Quant au gouvernement, les Roses d’Acier ont été reçues en mars dernier par le cabinet de Pascale Boistard, Secrétaire d’Etat aux Droits des Femmes, à qui nous avons remis une pétition contre la pénalisation de la prostitution signée par 240 femmes. Cependant, après l’entretien, la représentante du ministère a déclaré à nos soutiens francophones qu’elle ne croyait pas que nous étions une association indépendante, mais que nous étions manipulées par des proxénètes…

[A l’initiative du groupe écologiste de Paris, la situation des prostituées chinoises de Belleville a été discutée en conseil de Paris le 01/07 (cf. vidéo à partir de 08:54:50). Le vœu proposé par le groupe écologiste demandait notamment au Préfet « que les moyens policiers soient réaffectés à la lutte contre les violences faites aux prostituées, particulièrement dans le cadre des réseaux de traite humaine, et non à la lutte contre les prostituées elles-mêmes » ainsi que « la mise en place d’un dispositif policier qui respecte le travail des associations d’accompagnement des prostituées soutenues par la Ville. » Ce vœu a été rejeté à l’unanimité par tous les autres groupes politiques du conseil, qui ont voté à la place un vœu rédigé par l’exécutif parisien « Relatif à la lutte contre les réseaux qui organisent la prostitution dans le quartier Bas-Belleville ». Ce même 01/07, les Roses d’Acier ont envoyé une Lettre ouverte au Procureur de la République pour protester contre les « contrôles répétés, documents déchirés, prises photographiques imposées et accès barrés jusqu’aux voies donnant accès à leurs domiciles » dont les femmes chinoises de Belleville sont victimes. Cette lettre a été signée entre autres par la Ligue des droits de l’Homme, le Planning Familial et le Syndicat de la Magistrature.]

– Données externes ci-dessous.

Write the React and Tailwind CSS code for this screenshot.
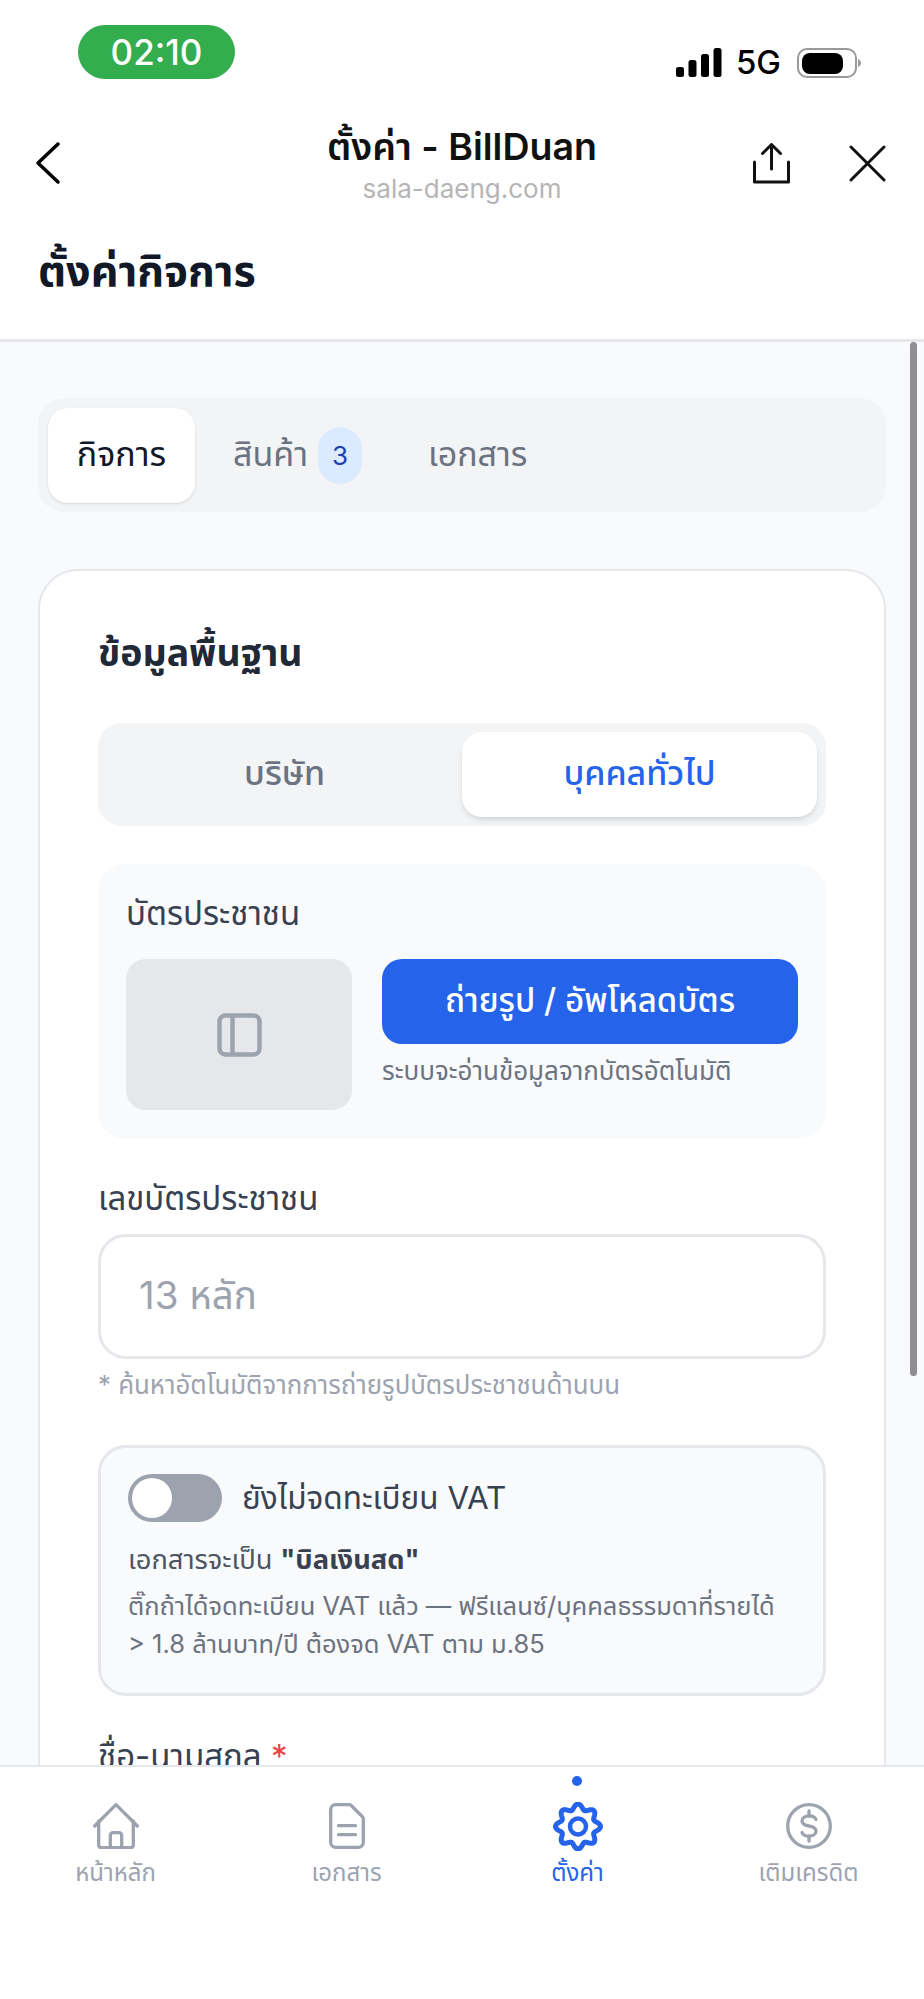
import React from "react";

const F = { fontFamily: '"Inter", "Noto Sans Thai", "Noto Sans Thai Looped", "Noto Sans", sans-serif' };

function gearPath() {
  const pts = [];
  for (let i = 0; i < 240; i++) {
    const t = (i / 240) * Math.PI * 2;
    const r = 19.800 + 2.700 * Math.cos(8 * t);
    pts.push(`${(25 + r * Math.sin(t)).toFixed(2)} ${(24.500 - r * Math.cos(t)).toFixed(2)}`);
  }
  return `M${pts.join("L")}Z`;
}

function StatusIcons() {
  return (
    <div className="flex items-center">
      <svg width="46" height="30" viewBox="0 0 46 30" className="block">
        <rect x="0" y="19" width="8" height="10" rx="2.500" fill="#000" />
        <rect x="12.500" y="12" width="8" height="17" rx="2.500" fill="#000" />
        <rect x="25" y="6" width="8" height="23" rx="2.500" fill="#000" />
        <rect x="37.500" y="0" width="8" height="29" rx="2.500" fill="#000" />
      </svg>
      <span className="ml-[14px] text-[33px] leading-none font-medium text-black">5G</span>
      <svg width="65" height="30" viewBox="0 0 65 30" className="ml-[16px] block">
        <rect x="1" y="1" width="58" height="28" rx="9" fill="none" stroke="#9a9a9a" strokeWidth="2" />
        <rect x="5" y="5" width="41" height="21" rx="8" fill="#000" />
        <path d="M61 11c2 1 3 2.500 3 4s-1 3-3 4z" fill="#9a9a9a" />
      </svg>
    </div>
  );
}

function NavItem({ label, active, children }) {
  return (
    <div className={`flex flex-col items-center w-[231px] ${active ? "text-[#2563eb]" : "text-[#9ca3af]"}`}>
      <div className="h-[46px] flex items-center justify-center">{children}</div>
      <span className="mt-[6px] text-[24px] leading-[36px]">{label}</span>
    </div>
  );
}

export default function App() {
  return (
    <div className="relative w-[924px] h-[1999px] overflow-hidden bg-white flex flex-col" style={F}>
      <div className="h-[96px] shrink-0 flex items-start justify-between pl-[78px] pr-[62px] pt-[25px]">
        <div className="w-[157px] h-[54px] rounded-full bg-[#34ad4f] flex items-center justify-center text-white text-[35px] font-medium leading-none">
          02:10
        </div>
        <div className="pt-[21px]"><StatusIcons /></div>
      </div>

      <div className="h-[120px] shrink-0 relative flex items-center justify-between pl-[34px] pr-[38px] pt-[14px]">
        <svg width="28" height="44" viewBox="0 0 28 44" fill="none" stroke="#000" strokeWidth="3.500" strokeLinecap="round" strokeLinejoin="round">
          <path d="M24 3 4 22l20 19" />
        </svg>
        <div className="absolute left-0 right-0 top-[26px] flex flex-col items-center">
          <span className="text-[37.500px] leading-[50px] font-semibold text-[#111]">ตั้งค่า - BillDuan</span>
          <span className="text-[26px] leading-[33px] text-[#b5b5b5]">sala-daeng.com</span>
        </div>
        <div className="flex items-center gap-[59px]">
          <svg width="37" height="41" viewBox="0 0 37 41" fill="none" stroke="#111" strokeWidth="3" strokeLinecap="round" strokeLinejoin="round">
            <path d="M18.500 26V2M9.500 10.500l9-9 9 9" />
            <path d="M1.500 19v20h34V19" />
          </svg>
          <svg width="37" height="37" viewBox="0 0 37 37" fill="none" stroke="#111" strokeWidth="3" strokeLinecap="round">
            <path d="M2 2l33 33M35 2 2 35" />
          </svg>
        </div>
      </div>

      <div className="h-[126px] shrink-0 pl-[38px] pt-[24px] border-b-[3px] border-[#e5e7eb]">
        <h1 className="text-[43px] leading-[60px] font-bold text-[#111827]">ตั้งค่ากิจการ</h1>
      </div>

      <div className="relative flex-1 min-h-0 overflow-hidden bg-[#f9fafb] px-[38px] pt-[56px]">
        <div className="absolute right-[7px] top-0 w-[7px] h-[1034px] rounded-full bg-[#8e8e93]" />

        <div className="h-[114px] rounded-[26px] bg-[#f3f4f6] flex items-center px-[10px] text-[34px]">
          <div className="w-[147px] h-[95px] pb-[3px] rounded-[20px] bg-white shadow-sm flex items-center justify-center text-[#111827]">กิจการ</div>
          <div className="ml-[38px] flex items-center text-[#6b7280]">
            <span className="pb-[3px]">สินค้า</span>
            <span className="ml-[10px] w-[44px] h-[57px] rounded-full bg-[#dbeafe] text-[#1e40af] text-[26px] flex items-center justify-center">3</span>
          </div>
          <div className="ml-[66px] pb-[3px] text-[#6b7280]">เอกสาร</div>
        </div>

        <div className="mt-[57px] w-[848px] rounded-[40px] border-2 border-[#e5e7eb] bg-white px-[58px] pt-[54px] pb-[60px]">
          <h2 className="text-[37.500px] leading-[56px] font-bold text-[#1f2937]">ข้อมูลพื้นฐาน</h2>

          <div className="mt-[42px] h-[103px] rounded-[24px] bg-[#f3f4f6] flex items-center p-[9px] text-[34px] font-medium">
            <div className="flex-1 pb-[5px] text-center text-[#6b7280]">บริษัท</div>
            <div className="flex-1 h-[85px] pb-[5px] rounded-[20px] bg-white shadow-md flex items-center justify-center text-[#2563eb]">บุคคลทั่วไป</div>
          </div>

          <div className="mt-[38px] h-[275px] rounded-[28px] bg-[#f9fafb] px-[28px] pt-[26px]">
            <div className="text-[33px] leading-[46px] text-[#374151]">บัตรประชาชน</div>
            <div className="mt-[23px] flex gap-[30px]">
              <div className="w-[226px] h-[151px] rounded-[20px] bg-[#e5e7eb] flex items-center justify-center">
                <svg width="45" height="44" viewBox="0 0 45 44" fill="none" stroke="#9ca3af" strokeWidth="4.500" strokeLinejoin="round">
                  <rect x="2.500" y="2.500" width="40" height="39" rx="6" />
                  <path d="M15.500 2.500v39" />
                </svg>
              </div>
              <div className="flex-1">
                <div className="h-[85px] pb-[2px] rounded-[20px] bg-[#2563eb] flex items-center justify-center text-white text-[33px] font-medium">ถ่ายรูป / อัพโหลดบัตร</div>
                <div className="mt-[7px] text-[26px] leading-[39px] text-[#6b7280]">ระบบจะอ่านข้อมูลจากบัตรอัตโนมัติ</div>
              </div>
            </div>
          </div>

          <div className="mt-[36px] text-[33px] leading-[46px] text-[#374151]">เลขบัตรประชาชน</div>
          <div className="mt-[13px] h-[125px] pb-[2px] rounded-[28px] border-[3px] border-[#e5e7eb] bg-white flex items-center pl-[38px] text-[38.500px] text-[#9ca3af]">13 หลัก</div>
          <div className="mt-[7px] text-[25.800px] leading-[38px] text-[#9ca3af]">* ค้นหาอัตโนมัติจากการถ่ายรูปบัตรประชาชนด้านบน</div>

          <div className="mt-[41px] h-[251px] rounded-[28px] border-[3px] border-[#e5e7eb] bg-[#f9fafb] px-[27px] pt-[26px]">
            <div className="flex items-center">
              <div className="w-[94px] h-[48px] rounded-full bg-[#9ca3af] flex items-center pl-[4px]">
                <div className="w-[40px] h-[40px] rounded-full bg-white" />
              </div>
              <span className="ml-[20px] text-[31.500px] leading-[48px] text-[#374151]">ยังไม่จดทะเบียน VAT</span>
            </div>
            <div className="mt-[17px] text-[27.300px] leading-[42px] text-[#4b5563]">เอกสารจะเป็น <b className="font-bold text-[#374151]">"บิลเงินสด"</b></div>
            <div className="mt-[6px] text-[25.500px] leading-[38px] text-[#6b7280]">
              ติ๊กถ้าได้จดทะเบียน VAT แล้ว — ฟรีแลนซ์/บุคคลธรรมดาที่รายได้ <br />
              &gt; 1.8 ล้านบาท/ปี ต้องจด VAT ตาม ม.85
            </div>
          </div>

          <div className="mt-[37px] text-[33px] leading-[46px] text-[#374151]">ชื่อ-นามสกุล <span className="text-[#ef4444]">*</span></div>
        </div>
      </div>

      <div className="relative h-[234px] shrink-0 bg-white border-t-[2px] border-[#e5e7eb] pt-[36px] flex">
        <div className="absolute left-[572px] top-[9px] w-[10px] h-[10px] rounded-full bg-[#2563eb]" />
        <NavItem label="หน้าหลัก">
          <svg width="46" height="46" viewBox="0 0 46 46" fill="none" stroke="currentColor" strokeWidth="3.300" strokeLinecap="round" strokeLinejoin="round">
            <path d="M1.700 23 23 1.700 44.300 23" />
            <path d="M5.700 18v24a2.700 2.700 0 0 0 2.700 2.700h29.200a2.700 2.700 0 0 0 2.700-2.700V18" />
            <path d="M17.300 44.700V32.500a2.800 2.800 0 0 1 2.800-2.800h5.800a2.800 2.800 0 0 1 2.800 2.800v12.200" />
          </svg>
        </NavItem>
        <NavItem label="เอกสาร">
          <svg width="36" height="46" viewBox="0 0 36 46" fill="none" stroke="currentColor" strokeWidth="3.300" strokeLinecap="round" strokeLinejoin="round">
            <path d="M6.700 1.700h13.500a3 3 0 0 1 2 .8L33.400 13.700a3 3 0 0 1 .9 2.100V39.300a5 5 0 0 1-5 5H6.700a5 5 0 0 1-5-5V6.700a5 5 0 0 1 5-5z" />
            <path d="M9.500 22.700h17M9.500 31.700h17" />
          </svg>
        </NavItem>
        <NavItem label="ตั้งค่า" active>
          <svg width="50" height="49" viewBox="0 0 50 49" fill="none" stroke="currentColor" strokeWidth="5" strokeLinejoin="round">
            <path d={gearPath()} />
            <circle cx="25" cy="24.500" r="8" strokeWidth="4.500" />
          </svg>
        </NavItem>
        <NavItem label="เติมเครดิต">
          <svg width="46" height="46" viewBox="0 0 46 46" fill="none" stroke="currentColor" strokeWidth="3.300" strokeLinecap="round">
            <circle cx="23" cy="23" r="21.300" />
            <path d="M30 16.500c-.8-2.300-3.500-3.700-7-3.700-4 0-7 2.200-7 5.200 0 3.300 3 4.300 7 5s7 1.800 7 5c0 3-3 5.200-7 5.200-3.500 0-6.200-1.400-7-3.700" />
            <path d="M23 8v5M23 33.200V38" />
          </svg>
        </NavItem>
      </div>
    </div>
  );
}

M : Vous avez bénéficié d’une certaine couverture médiatique, en général très positive, surtout après avoir été reçues par le Sénat dans le cadre de la Commission spéciale chargée d’examiner la proposition de loi de « lutte contre le système prostitutionnel ». Quel est votre rapport avec les médias ?

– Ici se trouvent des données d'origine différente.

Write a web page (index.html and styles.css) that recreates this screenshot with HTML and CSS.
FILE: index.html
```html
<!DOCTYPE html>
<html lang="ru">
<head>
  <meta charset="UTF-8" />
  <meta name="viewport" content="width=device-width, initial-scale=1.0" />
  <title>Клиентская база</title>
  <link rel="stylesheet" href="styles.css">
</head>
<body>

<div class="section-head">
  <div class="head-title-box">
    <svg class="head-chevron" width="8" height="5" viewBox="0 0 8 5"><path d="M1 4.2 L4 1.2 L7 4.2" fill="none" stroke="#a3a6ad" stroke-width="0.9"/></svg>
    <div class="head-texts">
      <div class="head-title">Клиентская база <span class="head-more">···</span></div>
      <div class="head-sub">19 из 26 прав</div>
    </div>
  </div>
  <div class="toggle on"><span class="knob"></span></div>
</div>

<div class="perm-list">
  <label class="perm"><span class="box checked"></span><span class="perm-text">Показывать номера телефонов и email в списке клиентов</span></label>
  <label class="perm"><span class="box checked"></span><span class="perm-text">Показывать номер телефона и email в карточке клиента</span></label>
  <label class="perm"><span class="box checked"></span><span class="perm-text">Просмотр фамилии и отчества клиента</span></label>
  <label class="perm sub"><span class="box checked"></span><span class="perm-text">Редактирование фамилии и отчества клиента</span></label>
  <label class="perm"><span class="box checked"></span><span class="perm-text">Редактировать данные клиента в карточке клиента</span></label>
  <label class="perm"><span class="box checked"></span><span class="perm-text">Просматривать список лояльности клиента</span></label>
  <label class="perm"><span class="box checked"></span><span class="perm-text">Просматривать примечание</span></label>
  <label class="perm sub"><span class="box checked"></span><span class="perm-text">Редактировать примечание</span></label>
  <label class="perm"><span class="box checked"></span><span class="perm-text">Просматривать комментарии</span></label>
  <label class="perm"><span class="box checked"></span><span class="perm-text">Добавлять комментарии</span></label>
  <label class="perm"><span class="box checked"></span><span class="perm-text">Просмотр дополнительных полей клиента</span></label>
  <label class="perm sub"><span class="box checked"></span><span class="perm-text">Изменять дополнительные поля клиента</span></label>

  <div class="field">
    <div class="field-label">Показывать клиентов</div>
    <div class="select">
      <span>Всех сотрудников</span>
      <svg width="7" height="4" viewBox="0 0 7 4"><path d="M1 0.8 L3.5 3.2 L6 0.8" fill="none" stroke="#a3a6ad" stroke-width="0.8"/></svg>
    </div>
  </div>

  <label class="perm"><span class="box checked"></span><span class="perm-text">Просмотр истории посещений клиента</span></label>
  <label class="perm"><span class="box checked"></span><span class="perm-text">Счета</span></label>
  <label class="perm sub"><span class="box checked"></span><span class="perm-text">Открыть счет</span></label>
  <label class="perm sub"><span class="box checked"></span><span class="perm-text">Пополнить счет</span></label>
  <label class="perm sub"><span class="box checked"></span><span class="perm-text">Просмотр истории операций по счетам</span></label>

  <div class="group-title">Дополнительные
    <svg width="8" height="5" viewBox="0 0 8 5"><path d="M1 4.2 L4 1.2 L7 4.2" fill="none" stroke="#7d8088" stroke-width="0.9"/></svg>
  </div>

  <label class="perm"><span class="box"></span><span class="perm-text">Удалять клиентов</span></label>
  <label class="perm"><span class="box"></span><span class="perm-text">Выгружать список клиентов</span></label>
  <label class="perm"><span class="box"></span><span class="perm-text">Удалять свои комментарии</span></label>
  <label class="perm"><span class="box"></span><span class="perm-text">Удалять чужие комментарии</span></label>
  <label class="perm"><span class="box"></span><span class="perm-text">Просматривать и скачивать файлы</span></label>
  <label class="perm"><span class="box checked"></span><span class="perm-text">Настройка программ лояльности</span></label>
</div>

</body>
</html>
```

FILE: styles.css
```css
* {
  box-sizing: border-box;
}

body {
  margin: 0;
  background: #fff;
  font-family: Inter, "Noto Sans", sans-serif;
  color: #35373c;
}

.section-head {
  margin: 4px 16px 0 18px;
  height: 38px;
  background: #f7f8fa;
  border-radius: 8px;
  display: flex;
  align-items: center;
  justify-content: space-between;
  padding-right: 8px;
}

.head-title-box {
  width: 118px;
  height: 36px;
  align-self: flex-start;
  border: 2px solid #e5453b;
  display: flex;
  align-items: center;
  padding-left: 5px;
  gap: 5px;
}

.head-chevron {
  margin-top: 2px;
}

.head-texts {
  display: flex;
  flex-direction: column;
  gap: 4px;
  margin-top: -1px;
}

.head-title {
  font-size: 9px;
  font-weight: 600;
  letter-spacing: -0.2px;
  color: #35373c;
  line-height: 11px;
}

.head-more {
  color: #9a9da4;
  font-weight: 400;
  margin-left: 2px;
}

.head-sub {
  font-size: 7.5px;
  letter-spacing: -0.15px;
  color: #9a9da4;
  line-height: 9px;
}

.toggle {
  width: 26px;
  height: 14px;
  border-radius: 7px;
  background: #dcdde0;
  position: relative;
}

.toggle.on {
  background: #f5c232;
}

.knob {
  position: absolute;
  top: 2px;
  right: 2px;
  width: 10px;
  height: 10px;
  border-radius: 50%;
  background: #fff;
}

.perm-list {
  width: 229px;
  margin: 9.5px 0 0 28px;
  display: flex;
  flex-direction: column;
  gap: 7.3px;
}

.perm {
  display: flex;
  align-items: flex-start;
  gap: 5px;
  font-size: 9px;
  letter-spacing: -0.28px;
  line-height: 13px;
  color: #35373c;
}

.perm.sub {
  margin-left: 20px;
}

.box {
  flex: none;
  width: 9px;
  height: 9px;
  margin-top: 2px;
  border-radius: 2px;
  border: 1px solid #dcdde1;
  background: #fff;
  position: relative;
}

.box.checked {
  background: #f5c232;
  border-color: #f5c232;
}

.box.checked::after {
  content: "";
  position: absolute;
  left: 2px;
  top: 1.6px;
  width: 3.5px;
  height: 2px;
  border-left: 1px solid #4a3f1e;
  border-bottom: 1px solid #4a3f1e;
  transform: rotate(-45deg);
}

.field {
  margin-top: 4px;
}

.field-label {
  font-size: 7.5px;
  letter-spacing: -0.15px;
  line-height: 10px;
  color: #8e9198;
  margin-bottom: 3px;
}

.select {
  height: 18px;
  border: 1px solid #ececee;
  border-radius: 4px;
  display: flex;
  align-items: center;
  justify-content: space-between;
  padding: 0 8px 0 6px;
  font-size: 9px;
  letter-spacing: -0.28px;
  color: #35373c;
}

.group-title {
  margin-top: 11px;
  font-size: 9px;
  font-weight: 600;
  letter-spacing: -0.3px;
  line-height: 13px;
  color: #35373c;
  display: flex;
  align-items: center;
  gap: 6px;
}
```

RA : Les articles parus dans la presse française que l’on nous a traduits sont dans l’ensemble corrects, mais nous lisons deux journaux chinois destinés au grand public et distribués aussi ici, à Paris. Le lendemain du lancement de l’opération policière contre nous le 20 mai, l’un d’entre eux, Regards sur la Chine, titrait : « Rentrez chez vous, femmes de la rue [prostituées] ». L’article expliquait que si seulement nous acceptions de rentrer en Chine, tout serait fait pour nous trouver un travail décent, mais qu’il fallait d’abord et surtout que nous rentrions. L’auteur nous conseillait de demander de l’aide à la police pour nous faire rapatrier. C’était un article complètement déconnecté de la réalité et destiné à conforter les lecteurs chinois dans leurs idées préconçues. Les gens disent souvent qu’ils veulent nous aider mais personne ne veut nous employer parce que nous n’avons pas de papiers… donc tous ces jolis discours sont très hypocrites et très énervants. L’autre journal ( le « Dajiyuan ») a titré « Le grand bordel à ciel ouvert » avec un article qui expliquait que nous étions des femmes ignorantes et paresseuses à la recherche d’argent facile.

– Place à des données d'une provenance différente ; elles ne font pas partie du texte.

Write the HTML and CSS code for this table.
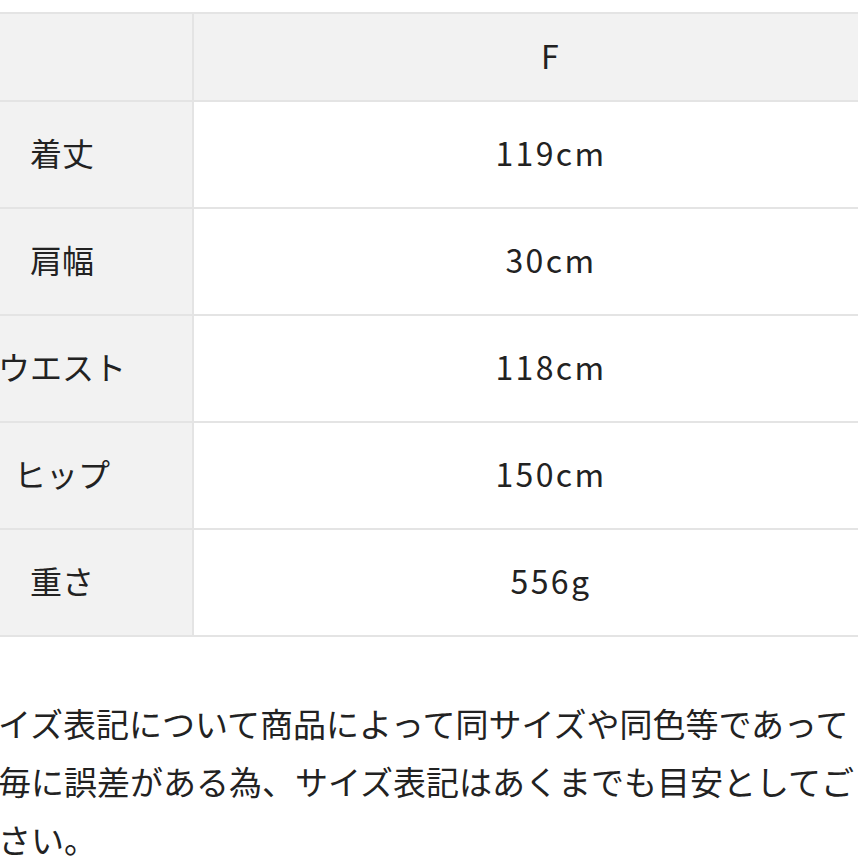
FILE: index.html
```html
<!DOCTYPE html>
<html lang="ja">
<head>
<meta charset="utf-8">
<link rel="stylesheet" href="styles.css">
</head>
<body>
<div class="page">
  <div class="size-table">
    <div class="row head">
      <div class="cell label"></div>
      <div class="cell value">F</div>
    </div>
    <div class="row">
      <div class="cell label">着丈</div>
      <div class="cell value">119cm</div>
    </div>
    <div class="row">
      <div class="cell label">肩幅</div>
      <div class="cell value">30cm</div>
    </div>
    <div class="row">
      <div class="cell label">ウエスト</div>
      <div class="cell value">118cm</div>
    </div>
    <div class="row">
      <div class="cell label">ヒップ</div>
      <div class="cell value">150cm</div>
    </div>
    <div class="row">
      <div class="cell label">重さ</div>
      <div class="cell value">556g</div>
    </div>
  </div>
  <div class="note">
    <div class="line">イズ表記について商品によって同サイズや同色等であって</div>
    <div class="line">毎に誤差がある為、サイズ表記はあくまでも目安としてご</div>
    <div class="line last">さい。</div>
  </div>
</div>
</body>
</html>
```

FILE: styles.css
```css
html, body {
  margin: 0;
  padding: 0;
  overflow: hidden;
  background: #ffffff;
}
body {
  width: 858px;
  height: 858px;
  font-family: "Noto Sans CJK JP", "Noto Sans", sans-serif;
  color: #222222;
}
.page {
  margin-left: -68px;
  padding-top: 12px;
}
.size-table {
  width: 974px;
  display: flex;
  flex-direction: column;
  border-top: 2px solid #e4e4e4;
}
.row {
  display: flex;
  height: 105px;
  border-bottom: 2px solid #e4e4e4;
}
.row.head {
  height: 86px;
}
.cell {
  display: flex;
  align-items: center;
  justify-content: center;
  font-size: 32px;
  line-height: 1;
  padding-bottom: 5px;
  box-sizing: border-box;
}
.cell.label {
  width: 262px;
  background: #f2f2f2;
  border-right: 2px solid #e4e4e4;
}
.cell.value {
  flex: 1;
  background: #ffffff;
  font-size: 32px;
  letter-spacing: 2.4px;
  padding-left: 2px;
}
.row.head .cell.value {
  background: #f2f2f2;
}
.note {
  margin-top: 57px;
  margin-left: 66px;
  width: 856px;
  font-size: 33px;
  line-height: 58px;
  white-space: nowrap;
}
.line {
  height: 58px;
}
.line.last {
  height: 40px;
  line-height: 40px;
  padding-top: 9px;
}
```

Le problème, c’est que la vie privée et la discrétion sont primordiales pour nous. Les policiers le savent et nous prennent de force en photo pour nous menacer. Il est très difficile pour nous de nous exposer pour nous exprimer tout en protégeant nos identités.

[Depuis l’action du 24 juin, des médias chinois ont publié certaines photos des femmes et au moins l’une d’entre elle a reçu un appel de sa famille pour lui demander comment elle gagnait sa vie en France. Ce développement a conduit l’association à revoir sa stratégie de communication, désormais centrée sur l’échange directe avec les résident.e.s et les élu.e.s plutôt que sur un appel aux médias.]

M : Vous êtes d’une certaine façon en concurrence sur le même marché : utilisez-vous le groupe pour tenter de réguler ce marché, comme c’est la fonction traditionnelle d’un syndicat, en vous mettant d’accord sur des prix minimum, par exemple ?

RA : On ne discute jamais de ces questions, ni dans le cadre du syndicat, ni entre nous de manière informelle, car c’est une question strictement privée. Aucune d’entre nous ne considère que les prix que nous pratiquons relèvent d’une discussion publique. La plupart des femmes travaillaient déjà avant que l’association n’existe, donc on ne peut pas leur demander de changer leurs pratiques. On est dans des situations de survie, chacune se débrouille comme elle peut.